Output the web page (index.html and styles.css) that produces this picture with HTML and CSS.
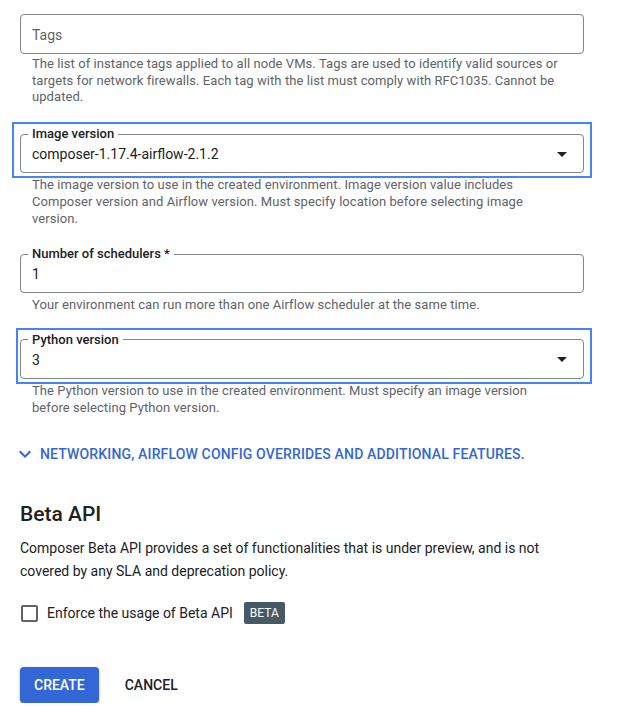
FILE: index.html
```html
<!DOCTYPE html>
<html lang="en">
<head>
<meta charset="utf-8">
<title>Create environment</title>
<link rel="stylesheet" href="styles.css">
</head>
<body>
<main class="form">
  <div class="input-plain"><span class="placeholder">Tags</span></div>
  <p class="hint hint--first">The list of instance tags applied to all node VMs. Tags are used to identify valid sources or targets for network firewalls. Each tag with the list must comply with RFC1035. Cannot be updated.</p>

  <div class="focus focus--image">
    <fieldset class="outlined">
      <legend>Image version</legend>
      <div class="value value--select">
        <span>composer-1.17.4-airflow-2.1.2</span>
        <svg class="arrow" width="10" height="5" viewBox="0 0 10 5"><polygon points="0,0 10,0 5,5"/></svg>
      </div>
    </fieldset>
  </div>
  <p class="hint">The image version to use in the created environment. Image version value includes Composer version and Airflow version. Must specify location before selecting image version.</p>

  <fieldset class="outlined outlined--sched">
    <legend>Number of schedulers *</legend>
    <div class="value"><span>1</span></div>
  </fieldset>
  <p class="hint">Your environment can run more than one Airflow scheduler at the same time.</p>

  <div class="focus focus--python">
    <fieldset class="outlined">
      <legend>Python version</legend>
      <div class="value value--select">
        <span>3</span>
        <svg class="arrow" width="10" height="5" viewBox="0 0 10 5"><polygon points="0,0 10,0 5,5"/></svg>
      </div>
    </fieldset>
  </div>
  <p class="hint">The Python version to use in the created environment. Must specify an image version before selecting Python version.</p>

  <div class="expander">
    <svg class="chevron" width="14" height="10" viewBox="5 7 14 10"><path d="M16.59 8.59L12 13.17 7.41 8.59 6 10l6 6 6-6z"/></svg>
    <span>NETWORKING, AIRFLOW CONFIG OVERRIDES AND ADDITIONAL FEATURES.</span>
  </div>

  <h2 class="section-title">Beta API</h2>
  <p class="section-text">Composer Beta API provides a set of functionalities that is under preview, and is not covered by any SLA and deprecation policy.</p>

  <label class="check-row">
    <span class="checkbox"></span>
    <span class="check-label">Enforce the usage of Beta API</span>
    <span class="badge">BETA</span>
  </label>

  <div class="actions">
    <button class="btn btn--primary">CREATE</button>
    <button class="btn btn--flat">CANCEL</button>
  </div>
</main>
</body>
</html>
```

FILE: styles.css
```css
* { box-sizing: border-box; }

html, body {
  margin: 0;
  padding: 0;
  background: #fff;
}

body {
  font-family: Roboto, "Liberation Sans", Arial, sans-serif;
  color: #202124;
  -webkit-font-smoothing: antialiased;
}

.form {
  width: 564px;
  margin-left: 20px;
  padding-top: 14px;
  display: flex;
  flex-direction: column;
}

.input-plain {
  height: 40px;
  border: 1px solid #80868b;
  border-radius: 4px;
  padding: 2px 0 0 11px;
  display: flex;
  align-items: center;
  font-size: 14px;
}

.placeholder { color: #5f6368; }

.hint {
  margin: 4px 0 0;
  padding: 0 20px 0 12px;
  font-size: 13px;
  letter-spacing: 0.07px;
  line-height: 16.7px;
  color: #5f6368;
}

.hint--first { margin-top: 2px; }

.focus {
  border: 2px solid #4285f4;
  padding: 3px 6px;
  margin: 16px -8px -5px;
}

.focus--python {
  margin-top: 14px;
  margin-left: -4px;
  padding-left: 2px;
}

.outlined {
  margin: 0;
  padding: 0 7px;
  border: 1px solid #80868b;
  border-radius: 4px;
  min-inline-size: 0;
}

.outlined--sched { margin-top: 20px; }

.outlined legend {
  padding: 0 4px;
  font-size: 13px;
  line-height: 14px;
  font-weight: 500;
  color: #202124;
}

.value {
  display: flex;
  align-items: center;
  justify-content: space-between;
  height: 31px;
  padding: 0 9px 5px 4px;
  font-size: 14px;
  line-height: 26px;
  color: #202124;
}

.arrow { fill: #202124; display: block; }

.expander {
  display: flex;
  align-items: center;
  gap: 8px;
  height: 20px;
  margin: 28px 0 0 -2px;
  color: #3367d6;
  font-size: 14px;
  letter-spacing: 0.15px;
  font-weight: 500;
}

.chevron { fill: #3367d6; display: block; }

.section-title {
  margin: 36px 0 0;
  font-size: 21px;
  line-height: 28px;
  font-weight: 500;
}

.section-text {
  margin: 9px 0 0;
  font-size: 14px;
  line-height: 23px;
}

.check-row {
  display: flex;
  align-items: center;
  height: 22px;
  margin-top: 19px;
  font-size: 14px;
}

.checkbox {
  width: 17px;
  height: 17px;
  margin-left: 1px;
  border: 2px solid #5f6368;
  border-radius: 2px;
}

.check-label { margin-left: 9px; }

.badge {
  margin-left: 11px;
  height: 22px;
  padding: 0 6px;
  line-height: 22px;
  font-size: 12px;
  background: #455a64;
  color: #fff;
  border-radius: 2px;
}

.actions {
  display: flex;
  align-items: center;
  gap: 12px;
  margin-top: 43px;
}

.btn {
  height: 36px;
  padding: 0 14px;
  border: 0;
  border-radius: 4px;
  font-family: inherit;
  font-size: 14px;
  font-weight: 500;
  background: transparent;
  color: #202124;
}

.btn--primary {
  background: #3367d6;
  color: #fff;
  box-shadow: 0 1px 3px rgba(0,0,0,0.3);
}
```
· · · · ·
Locate and copy each line in the data above that includes the word "with".

Output the web page (index.html and styles.css) that produces this picture with HTML and CSS.
  <p class="hint hint--first">The list of instance tags applied to all node VMs. Tags are used to identify valid sources or targets for network firewalls. Each tag with the list must comply with RFC1035. Cannot be updated.</p>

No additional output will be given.